▶ _Directive_: Lines containing the string "styles" are to be counted; report the number and nothing more.

▶ _Extracted information_:

+++

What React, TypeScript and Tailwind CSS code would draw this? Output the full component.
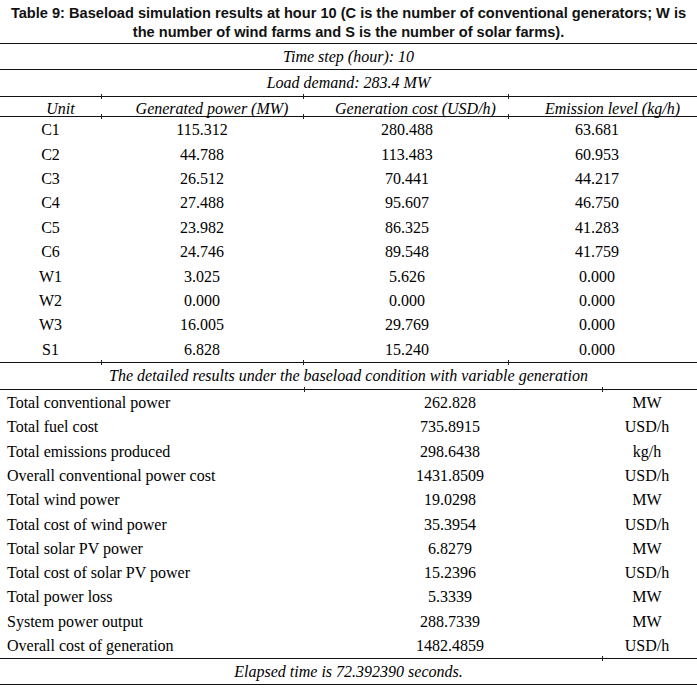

+++

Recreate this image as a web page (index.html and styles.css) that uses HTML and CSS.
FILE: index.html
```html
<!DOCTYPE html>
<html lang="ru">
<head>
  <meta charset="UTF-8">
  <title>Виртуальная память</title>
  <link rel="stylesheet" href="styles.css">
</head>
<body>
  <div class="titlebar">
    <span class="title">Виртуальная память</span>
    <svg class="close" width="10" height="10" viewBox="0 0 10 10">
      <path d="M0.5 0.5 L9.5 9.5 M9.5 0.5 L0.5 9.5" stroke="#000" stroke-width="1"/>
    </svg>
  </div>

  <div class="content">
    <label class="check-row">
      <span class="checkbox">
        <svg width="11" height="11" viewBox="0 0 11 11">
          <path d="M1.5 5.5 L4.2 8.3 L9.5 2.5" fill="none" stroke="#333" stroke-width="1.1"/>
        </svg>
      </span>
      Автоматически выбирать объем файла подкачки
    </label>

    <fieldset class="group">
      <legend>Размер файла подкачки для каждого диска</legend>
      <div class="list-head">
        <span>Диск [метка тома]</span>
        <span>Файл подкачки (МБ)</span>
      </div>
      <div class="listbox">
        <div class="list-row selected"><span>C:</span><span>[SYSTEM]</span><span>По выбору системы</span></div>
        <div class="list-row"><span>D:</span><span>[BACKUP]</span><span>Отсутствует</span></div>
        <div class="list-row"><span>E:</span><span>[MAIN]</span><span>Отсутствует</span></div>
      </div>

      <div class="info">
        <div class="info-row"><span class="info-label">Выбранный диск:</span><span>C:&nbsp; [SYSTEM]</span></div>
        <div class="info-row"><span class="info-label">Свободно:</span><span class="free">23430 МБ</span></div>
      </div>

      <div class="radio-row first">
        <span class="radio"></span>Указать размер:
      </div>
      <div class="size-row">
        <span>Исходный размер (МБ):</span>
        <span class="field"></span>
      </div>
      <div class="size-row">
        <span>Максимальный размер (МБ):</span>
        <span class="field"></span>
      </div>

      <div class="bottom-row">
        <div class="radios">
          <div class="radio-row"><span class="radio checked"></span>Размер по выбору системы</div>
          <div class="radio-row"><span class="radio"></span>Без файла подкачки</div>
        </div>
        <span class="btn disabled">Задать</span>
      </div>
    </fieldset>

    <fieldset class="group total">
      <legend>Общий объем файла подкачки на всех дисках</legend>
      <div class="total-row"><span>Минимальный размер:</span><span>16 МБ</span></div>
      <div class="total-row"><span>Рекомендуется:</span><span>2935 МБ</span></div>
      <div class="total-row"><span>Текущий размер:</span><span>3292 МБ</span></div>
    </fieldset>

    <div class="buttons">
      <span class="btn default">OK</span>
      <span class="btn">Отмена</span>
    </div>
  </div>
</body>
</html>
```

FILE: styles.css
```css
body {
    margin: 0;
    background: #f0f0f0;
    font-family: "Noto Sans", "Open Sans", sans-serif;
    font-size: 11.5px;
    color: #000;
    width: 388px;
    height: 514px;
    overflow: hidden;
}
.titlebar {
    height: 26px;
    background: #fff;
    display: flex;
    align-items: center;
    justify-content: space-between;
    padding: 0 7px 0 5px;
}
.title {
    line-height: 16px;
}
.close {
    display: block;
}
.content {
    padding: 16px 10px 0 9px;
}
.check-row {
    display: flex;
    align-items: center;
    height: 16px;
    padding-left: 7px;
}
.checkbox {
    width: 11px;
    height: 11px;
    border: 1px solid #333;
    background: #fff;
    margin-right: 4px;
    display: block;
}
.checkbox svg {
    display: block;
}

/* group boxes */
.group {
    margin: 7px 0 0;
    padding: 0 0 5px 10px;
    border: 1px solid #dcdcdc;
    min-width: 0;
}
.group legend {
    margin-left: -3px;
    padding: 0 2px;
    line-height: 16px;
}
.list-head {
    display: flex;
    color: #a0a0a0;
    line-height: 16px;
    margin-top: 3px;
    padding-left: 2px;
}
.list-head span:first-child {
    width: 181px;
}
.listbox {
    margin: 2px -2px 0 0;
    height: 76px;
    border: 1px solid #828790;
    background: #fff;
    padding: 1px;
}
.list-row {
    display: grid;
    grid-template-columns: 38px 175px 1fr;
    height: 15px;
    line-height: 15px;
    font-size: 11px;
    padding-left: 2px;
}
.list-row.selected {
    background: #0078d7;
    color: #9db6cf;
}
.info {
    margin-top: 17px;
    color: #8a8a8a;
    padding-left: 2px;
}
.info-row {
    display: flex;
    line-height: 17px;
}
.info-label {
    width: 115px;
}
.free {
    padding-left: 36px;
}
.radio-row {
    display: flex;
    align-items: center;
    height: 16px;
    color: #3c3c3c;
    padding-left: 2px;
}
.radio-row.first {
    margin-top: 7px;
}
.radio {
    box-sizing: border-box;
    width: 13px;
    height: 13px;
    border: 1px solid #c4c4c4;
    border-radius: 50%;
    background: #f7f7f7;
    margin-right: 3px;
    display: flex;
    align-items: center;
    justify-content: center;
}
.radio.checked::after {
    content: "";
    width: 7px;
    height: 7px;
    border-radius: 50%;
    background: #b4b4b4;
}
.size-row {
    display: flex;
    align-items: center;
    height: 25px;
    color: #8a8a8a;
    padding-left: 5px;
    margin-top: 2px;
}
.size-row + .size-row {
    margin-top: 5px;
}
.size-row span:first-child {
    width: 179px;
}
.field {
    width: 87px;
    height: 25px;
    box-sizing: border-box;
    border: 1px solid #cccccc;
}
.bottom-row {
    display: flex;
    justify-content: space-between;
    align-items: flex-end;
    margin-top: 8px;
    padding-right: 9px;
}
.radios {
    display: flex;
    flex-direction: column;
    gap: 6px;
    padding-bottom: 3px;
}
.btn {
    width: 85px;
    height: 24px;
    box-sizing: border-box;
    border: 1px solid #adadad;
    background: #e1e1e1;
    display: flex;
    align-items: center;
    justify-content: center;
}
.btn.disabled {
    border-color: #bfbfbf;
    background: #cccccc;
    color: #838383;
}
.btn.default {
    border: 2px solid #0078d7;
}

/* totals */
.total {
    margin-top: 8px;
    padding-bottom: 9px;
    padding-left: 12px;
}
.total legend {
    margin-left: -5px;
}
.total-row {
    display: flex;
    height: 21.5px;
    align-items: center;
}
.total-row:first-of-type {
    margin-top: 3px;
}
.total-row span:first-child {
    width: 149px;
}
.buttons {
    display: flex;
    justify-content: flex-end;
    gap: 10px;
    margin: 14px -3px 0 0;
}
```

+++

▶ _Solution for this task_: 3